▶ WHAT TO PRODUCE
Which lines hold the word "styles"? Copy each of them from the material.

•••

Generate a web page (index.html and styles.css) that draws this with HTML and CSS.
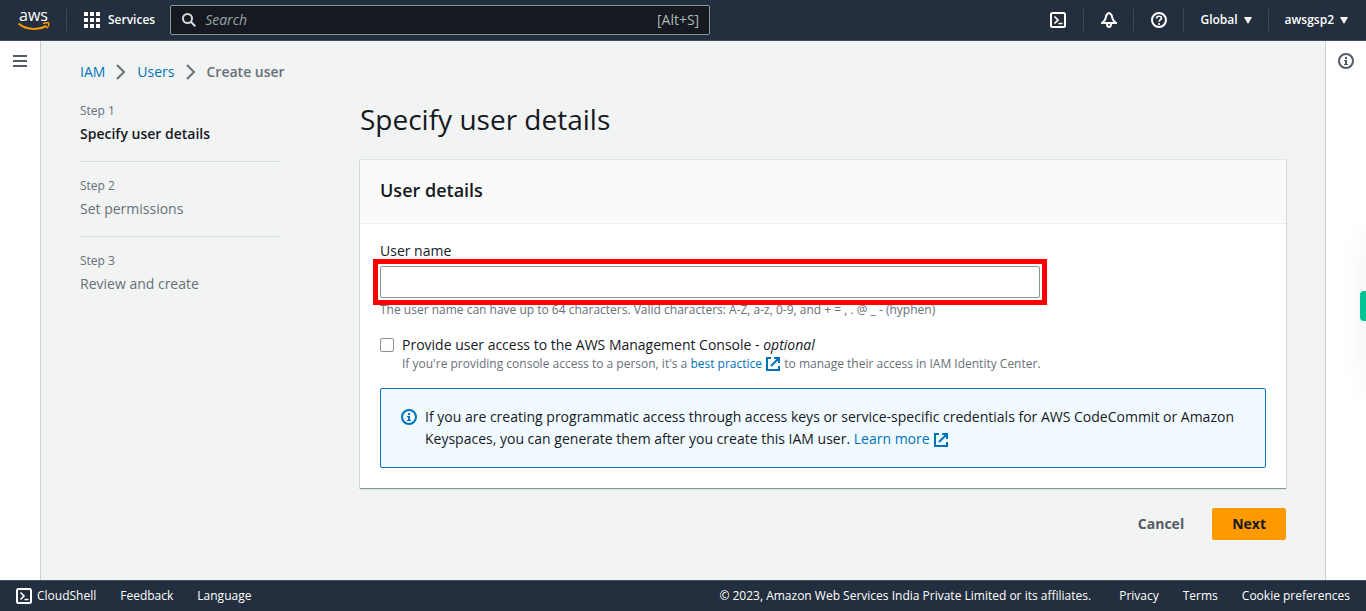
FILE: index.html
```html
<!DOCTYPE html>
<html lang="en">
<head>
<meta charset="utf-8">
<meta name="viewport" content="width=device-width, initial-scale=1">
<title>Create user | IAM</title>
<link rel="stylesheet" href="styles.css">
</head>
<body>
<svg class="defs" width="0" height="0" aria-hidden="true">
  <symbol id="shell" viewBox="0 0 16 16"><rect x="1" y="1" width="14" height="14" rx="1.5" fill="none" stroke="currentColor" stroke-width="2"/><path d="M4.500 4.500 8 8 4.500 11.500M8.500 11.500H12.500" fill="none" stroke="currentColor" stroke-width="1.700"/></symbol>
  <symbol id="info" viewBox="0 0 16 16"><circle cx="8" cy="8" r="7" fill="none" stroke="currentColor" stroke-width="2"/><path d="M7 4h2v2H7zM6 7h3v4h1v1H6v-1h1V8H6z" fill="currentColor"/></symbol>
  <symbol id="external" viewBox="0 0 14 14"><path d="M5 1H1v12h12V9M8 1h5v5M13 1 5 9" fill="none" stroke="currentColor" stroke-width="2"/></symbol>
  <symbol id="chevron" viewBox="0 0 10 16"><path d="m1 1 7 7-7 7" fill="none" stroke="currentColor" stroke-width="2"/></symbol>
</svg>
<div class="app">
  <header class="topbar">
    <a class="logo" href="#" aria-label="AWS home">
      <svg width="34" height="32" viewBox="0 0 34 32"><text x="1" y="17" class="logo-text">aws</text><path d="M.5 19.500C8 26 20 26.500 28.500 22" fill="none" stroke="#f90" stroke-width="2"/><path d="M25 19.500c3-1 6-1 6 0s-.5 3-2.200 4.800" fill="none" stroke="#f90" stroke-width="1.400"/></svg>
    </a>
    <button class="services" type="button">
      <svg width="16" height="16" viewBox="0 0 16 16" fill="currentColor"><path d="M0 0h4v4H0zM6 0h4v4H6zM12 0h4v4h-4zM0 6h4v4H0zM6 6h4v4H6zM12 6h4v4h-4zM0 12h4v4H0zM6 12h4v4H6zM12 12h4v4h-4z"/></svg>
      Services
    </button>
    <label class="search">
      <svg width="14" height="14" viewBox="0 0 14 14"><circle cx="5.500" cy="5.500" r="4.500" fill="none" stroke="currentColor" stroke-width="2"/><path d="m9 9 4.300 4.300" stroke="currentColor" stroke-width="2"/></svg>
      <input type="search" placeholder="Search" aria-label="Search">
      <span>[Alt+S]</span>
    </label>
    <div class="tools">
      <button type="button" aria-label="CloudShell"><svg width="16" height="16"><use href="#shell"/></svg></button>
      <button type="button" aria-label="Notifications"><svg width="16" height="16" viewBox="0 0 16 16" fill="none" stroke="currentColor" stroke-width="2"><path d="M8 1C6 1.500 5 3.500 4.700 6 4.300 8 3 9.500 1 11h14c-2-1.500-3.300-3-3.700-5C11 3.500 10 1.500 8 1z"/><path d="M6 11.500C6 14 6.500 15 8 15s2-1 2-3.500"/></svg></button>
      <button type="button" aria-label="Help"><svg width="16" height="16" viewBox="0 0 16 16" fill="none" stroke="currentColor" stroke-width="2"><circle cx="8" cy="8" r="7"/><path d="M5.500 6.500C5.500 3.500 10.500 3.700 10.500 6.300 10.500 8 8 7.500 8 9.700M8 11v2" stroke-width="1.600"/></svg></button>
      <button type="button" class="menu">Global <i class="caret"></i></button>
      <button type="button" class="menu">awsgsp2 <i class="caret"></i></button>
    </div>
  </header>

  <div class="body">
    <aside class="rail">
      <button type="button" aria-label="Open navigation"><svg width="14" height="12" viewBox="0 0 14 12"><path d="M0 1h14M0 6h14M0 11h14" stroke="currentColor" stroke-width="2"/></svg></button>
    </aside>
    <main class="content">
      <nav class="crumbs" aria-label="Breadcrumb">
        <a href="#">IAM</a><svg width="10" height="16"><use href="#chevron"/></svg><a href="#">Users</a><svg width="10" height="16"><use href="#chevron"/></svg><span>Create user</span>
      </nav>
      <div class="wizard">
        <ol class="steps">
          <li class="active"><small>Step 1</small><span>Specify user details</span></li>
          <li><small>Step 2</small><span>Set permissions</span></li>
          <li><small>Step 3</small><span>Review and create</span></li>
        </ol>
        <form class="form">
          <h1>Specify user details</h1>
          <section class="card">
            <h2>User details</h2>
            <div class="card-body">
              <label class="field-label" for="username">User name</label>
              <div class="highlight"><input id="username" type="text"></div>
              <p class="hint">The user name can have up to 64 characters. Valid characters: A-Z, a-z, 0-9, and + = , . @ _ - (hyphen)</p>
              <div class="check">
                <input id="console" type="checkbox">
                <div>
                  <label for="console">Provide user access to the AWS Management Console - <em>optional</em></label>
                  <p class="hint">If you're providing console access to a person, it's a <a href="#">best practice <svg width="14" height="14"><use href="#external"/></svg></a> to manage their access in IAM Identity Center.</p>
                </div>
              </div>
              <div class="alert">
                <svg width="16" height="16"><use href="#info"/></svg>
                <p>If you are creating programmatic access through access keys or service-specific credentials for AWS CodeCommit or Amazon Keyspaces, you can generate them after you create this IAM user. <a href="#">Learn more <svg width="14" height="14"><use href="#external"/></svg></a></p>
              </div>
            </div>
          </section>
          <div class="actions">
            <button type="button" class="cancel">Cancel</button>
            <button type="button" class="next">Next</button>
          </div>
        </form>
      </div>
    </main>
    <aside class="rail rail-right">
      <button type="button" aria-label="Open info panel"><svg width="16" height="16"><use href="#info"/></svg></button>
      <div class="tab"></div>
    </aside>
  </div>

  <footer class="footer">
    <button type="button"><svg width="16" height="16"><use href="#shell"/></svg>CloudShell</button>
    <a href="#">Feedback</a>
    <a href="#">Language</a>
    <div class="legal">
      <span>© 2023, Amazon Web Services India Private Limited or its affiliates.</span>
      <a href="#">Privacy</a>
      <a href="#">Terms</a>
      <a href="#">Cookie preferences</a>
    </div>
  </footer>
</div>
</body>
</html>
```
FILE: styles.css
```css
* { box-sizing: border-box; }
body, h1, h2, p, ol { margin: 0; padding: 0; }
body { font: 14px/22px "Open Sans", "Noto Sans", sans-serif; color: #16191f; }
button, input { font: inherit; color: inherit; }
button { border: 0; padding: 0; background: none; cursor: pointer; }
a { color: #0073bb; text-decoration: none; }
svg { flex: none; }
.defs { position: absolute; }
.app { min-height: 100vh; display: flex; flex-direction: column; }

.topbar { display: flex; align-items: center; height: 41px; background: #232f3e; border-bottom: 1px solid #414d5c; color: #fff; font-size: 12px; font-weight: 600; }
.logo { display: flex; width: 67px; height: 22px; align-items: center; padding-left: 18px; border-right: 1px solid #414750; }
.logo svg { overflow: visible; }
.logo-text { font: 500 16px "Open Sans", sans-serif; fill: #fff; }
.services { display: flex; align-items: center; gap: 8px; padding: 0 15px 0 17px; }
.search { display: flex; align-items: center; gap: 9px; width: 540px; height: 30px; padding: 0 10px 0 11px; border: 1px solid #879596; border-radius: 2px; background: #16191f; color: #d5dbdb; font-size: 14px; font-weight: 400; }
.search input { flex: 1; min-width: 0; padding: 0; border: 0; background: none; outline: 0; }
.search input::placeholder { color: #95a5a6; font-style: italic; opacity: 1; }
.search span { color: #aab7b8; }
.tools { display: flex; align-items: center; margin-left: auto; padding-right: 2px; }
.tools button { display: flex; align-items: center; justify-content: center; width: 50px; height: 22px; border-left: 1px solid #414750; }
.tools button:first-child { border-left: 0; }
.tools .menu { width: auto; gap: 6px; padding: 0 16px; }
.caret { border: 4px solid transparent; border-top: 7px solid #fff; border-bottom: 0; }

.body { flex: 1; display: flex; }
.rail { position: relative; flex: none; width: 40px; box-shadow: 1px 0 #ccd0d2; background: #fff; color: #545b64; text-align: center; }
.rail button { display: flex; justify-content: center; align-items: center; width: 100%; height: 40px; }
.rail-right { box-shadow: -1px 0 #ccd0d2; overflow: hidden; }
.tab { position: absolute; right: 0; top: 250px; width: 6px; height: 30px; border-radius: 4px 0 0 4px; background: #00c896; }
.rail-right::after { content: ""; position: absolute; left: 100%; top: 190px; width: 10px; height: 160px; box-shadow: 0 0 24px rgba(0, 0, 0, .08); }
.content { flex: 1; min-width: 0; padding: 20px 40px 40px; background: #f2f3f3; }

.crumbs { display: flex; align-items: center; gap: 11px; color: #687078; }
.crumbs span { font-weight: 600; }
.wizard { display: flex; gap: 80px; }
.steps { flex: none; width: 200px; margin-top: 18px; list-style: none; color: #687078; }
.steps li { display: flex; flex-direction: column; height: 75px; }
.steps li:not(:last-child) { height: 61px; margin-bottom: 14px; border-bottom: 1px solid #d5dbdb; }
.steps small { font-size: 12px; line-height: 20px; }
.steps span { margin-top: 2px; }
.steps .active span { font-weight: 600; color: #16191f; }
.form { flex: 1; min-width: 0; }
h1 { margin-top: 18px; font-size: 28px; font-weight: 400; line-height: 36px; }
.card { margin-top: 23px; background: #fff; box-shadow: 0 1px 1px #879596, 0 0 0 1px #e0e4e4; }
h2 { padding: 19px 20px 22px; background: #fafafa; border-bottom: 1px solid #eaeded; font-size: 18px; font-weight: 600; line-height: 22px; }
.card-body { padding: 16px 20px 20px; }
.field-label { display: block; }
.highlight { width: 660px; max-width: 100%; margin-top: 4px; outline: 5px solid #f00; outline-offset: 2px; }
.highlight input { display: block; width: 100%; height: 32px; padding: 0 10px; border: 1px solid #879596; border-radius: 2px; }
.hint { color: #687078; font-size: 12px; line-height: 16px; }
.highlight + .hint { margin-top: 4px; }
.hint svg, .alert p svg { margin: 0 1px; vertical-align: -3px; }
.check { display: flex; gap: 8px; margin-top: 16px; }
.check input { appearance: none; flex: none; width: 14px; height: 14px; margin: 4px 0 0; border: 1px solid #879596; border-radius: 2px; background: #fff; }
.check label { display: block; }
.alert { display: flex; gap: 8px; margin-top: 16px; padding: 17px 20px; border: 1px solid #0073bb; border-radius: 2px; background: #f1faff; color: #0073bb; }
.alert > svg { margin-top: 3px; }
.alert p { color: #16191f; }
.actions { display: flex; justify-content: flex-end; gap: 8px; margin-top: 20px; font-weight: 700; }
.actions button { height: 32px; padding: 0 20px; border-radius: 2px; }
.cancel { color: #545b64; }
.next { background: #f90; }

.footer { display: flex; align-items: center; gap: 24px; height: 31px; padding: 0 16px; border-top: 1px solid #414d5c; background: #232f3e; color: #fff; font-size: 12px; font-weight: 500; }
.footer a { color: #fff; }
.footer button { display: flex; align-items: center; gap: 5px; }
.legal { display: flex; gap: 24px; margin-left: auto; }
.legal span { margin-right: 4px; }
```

•••

▶ CORRECT OUTPUT
Generate a web page (index.html and styles.css) that draws this with HTML and CSS.
<link rel="stylesheet" href="styles.css">
FILE: styles.css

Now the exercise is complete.